Data provided
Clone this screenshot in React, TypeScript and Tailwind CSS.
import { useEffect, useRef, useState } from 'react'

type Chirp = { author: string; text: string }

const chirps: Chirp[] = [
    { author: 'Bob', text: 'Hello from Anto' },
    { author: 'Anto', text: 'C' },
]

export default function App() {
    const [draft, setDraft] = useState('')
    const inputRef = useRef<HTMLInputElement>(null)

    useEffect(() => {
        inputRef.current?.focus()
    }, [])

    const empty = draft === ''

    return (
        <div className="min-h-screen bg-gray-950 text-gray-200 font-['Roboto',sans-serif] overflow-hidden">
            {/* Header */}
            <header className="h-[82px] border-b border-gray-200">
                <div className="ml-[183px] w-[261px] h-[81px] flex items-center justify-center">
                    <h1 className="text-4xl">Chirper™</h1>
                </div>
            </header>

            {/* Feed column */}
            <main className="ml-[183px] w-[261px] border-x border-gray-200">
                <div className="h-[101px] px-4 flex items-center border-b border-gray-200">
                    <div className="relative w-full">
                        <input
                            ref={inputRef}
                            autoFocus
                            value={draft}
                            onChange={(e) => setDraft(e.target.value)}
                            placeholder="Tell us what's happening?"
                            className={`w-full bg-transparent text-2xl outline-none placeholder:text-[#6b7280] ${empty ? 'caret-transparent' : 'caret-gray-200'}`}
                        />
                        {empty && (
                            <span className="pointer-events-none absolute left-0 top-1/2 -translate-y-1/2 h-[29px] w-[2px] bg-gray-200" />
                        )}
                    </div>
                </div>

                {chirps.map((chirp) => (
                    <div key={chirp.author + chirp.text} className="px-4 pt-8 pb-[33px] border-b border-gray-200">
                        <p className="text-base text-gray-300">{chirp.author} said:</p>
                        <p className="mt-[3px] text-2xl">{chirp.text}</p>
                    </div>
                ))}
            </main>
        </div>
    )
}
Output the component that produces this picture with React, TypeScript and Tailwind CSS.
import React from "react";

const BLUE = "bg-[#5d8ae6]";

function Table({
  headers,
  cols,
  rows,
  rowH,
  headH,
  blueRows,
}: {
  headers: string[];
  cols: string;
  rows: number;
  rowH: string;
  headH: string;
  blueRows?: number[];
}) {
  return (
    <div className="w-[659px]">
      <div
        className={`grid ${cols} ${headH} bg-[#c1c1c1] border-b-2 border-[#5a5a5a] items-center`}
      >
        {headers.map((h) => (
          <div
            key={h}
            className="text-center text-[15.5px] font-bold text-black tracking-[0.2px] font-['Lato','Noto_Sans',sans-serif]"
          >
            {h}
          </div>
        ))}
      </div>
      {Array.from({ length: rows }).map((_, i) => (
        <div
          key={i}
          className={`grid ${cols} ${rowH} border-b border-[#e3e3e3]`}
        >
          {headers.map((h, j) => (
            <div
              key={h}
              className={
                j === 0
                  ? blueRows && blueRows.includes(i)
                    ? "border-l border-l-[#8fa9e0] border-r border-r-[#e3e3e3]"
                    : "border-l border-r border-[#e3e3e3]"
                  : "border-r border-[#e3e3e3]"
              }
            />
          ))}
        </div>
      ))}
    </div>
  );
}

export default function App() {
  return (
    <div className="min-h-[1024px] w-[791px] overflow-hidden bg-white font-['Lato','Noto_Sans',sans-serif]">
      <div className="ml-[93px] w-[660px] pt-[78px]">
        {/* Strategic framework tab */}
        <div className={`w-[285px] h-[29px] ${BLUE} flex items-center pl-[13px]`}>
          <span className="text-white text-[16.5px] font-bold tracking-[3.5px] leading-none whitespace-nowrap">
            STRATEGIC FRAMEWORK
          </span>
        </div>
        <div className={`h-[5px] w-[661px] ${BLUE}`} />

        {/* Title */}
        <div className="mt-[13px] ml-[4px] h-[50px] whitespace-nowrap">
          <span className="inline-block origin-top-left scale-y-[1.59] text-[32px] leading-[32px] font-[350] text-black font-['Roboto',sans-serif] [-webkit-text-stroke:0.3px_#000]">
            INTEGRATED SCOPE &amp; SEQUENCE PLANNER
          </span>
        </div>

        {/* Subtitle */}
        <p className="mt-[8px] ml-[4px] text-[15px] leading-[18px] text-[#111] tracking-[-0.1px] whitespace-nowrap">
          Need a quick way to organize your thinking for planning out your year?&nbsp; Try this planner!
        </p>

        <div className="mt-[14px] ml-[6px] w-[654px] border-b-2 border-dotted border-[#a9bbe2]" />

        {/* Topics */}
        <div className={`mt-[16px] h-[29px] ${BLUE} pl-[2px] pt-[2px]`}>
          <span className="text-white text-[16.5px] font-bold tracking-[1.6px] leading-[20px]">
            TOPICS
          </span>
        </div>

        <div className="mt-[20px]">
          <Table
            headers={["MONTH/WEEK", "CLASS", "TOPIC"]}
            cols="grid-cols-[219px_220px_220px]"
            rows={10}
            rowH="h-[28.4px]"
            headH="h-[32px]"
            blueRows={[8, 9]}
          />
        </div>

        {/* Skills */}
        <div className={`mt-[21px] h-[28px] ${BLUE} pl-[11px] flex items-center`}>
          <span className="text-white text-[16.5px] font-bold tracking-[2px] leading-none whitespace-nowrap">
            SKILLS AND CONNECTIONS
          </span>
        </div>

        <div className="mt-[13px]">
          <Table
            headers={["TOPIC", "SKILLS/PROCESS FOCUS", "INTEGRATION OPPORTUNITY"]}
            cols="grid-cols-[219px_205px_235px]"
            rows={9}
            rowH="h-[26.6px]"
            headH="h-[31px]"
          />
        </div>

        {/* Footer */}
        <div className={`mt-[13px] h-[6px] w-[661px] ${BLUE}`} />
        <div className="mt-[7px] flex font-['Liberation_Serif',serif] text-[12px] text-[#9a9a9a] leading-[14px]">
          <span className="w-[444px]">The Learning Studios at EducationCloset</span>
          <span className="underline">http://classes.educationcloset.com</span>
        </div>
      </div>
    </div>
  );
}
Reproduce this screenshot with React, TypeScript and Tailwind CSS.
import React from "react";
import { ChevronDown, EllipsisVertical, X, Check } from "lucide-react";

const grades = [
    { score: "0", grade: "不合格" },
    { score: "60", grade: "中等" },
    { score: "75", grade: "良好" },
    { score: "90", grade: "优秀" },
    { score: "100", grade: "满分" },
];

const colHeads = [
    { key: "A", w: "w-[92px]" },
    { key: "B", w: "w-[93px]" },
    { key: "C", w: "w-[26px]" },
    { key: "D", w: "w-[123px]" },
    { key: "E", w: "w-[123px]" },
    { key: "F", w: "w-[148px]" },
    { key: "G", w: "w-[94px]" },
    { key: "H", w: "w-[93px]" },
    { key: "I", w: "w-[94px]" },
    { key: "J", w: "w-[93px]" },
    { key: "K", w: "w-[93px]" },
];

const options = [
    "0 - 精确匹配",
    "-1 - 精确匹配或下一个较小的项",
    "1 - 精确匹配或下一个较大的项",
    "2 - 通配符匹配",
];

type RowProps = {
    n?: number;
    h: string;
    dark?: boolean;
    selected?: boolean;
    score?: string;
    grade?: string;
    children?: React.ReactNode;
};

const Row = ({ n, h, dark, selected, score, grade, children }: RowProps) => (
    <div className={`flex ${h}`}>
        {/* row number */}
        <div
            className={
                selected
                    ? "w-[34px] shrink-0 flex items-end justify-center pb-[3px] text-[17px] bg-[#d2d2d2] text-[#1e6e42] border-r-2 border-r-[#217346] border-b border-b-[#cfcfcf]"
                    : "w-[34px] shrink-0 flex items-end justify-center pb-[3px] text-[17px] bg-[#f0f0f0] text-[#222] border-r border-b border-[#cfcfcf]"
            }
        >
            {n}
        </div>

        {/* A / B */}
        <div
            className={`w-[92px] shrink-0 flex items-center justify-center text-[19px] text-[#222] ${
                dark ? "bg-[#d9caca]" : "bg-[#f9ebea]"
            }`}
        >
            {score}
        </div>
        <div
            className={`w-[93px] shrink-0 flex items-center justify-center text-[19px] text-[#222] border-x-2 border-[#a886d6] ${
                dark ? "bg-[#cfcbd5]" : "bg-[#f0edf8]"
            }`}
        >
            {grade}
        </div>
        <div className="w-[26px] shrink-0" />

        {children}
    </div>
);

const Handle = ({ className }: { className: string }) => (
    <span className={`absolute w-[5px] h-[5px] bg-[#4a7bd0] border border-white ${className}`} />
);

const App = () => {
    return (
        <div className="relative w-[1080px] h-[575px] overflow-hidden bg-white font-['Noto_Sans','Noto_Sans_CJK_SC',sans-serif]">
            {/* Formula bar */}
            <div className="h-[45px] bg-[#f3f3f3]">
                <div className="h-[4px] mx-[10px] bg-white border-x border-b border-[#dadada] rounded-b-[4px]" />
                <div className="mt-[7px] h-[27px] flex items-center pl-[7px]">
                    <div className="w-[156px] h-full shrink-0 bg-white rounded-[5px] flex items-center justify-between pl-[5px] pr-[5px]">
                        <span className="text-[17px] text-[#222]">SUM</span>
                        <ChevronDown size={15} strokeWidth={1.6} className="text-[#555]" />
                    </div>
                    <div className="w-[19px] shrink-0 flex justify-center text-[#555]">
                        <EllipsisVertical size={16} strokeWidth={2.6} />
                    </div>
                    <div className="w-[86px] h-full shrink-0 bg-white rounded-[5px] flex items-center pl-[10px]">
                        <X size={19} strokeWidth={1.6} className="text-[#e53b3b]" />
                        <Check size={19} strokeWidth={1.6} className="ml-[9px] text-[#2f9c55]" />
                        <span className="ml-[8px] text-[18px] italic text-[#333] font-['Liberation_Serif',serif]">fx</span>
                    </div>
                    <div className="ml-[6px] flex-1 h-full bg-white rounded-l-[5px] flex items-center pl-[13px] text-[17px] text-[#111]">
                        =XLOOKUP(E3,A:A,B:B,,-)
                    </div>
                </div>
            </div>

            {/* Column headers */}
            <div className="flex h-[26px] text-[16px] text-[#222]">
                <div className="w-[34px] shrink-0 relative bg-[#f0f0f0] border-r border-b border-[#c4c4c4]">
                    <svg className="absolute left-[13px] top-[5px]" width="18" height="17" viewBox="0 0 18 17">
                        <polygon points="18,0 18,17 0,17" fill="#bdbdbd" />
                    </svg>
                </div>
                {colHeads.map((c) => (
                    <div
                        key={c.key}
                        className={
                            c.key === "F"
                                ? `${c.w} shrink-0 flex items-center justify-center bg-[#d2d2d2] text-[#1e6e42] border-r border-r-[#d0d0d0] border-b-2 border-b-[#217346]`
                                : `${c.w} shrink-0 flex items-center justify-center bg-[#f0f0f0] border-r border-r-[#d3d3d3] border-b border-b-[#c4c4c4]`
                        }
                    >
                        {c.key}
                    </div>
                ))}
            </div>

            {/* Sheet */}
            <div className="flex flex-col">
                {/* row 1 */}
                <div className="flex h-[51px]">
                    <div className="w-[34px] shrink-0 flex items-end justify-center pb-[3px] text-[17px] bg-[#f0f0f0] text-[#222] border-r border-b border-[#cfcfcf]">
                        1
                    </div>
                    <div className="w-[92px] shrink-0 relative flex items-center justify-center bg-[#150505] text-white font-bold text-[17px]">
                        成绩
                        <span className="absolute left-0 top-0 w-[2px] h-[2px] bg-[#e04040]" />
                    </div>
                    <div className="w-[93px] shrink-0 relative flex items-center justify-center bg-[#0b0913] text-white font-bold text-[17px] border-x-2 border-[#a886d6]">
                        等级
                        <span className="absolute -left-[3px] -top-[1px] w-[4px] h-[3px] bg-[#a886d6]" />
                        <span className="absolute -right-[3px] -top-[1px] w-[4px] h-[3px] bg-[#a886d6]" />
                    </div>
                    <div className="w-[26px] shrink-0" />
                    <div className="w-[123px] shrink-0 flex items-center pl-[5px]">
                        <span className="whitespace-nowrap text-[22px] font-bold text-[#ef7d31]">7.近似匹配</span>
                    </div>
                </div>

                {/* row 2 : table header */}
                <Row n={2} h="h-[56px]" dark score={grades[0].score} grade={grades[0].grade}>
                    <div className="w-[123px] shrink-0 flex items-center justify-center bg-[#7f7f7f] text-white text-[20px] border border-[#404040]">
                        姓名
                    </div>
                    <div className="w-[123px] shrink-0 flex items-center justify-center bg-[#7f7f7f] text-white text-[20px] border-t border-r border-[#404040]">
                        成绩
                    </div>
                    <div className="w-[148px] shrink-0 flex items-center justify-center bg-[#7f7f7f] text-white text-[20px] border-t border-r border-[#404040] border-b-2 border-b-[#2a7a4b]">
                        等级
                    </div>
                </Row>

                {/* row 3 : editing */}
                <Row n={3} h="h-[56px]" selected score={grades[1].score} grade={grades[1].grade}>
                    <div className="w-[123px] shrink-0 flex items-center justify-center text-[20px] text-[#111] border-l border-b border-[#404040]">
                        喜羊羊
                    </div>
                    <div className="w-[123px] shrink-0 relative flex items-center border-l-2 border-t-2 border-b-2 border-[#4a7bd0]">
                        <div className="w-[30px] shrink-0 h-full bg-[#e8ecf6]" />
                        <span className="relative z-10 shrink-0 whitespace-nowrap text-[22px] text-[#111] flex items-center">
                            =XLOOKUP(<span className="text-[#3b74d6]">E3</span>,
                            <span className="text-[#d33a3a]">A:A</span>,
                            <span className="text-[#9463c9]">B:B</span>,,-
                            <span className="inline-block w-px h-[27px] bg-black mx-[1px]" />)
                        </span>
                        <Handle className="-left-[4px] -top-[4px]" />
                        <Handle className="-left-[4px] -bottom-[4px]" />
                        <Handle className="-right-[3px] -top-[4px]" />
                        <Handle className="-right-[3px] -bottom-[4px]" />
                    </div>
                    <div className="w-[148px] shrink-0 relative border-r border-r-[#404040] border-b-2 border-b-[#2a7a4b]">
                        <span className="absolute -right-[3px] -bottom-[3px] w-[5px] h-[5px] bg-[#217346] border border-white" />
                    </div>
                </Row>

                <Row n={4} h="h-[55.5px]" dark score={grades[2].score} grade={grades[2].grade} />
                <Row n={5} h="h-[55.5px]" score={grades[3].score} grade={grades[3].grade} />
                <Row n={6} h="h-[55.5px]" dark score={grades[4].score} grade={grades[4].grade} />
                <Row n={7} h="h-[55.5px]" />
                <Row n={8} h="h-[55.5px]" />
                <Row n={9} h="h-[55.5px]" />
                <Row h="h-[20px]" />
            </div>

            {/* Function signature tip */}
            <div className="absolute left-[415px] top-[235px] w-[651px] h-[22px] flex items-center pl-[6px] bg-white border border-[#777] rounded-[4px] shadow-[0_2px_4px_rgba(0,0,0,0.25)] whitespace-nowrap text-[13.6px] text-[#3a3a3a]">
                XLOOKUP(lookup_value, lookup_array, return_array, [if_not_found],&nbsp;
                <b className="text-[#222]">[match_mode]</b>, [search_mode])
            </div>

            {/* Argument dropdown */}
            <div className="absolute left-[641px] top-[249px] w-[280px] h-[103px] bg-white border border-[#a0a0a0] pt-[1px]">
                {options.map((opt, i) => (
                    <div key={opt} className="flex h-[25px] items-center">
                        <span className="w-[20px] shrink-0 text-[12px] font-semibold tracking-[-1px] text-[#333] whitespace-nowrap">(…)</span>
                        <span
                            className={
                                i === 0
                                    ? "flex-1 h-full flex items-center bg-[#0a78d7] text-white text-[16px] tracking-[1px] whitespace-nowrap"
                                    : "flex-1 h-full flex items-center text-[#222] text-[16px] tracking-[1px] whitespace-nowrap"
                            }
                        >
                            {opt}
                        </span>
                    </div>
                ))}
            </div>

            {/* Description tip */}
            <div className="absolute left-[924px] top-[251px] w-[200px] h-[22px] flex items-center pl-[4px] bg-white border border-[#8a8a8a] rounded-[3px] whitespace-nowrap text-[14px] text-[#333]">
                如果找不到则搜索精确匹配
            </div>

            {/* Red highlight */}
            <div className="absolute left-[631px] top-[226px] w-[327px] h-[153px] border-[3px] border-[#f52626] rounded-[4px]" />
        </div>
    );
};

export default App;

Given problem
From the listing above, return each line with the word "screenshot".

Task result
Clone this screenshot in React, TypeScript and Tailwind CSS.
Reproduce this screenshot with React, TypeScript and Tailwind CSS.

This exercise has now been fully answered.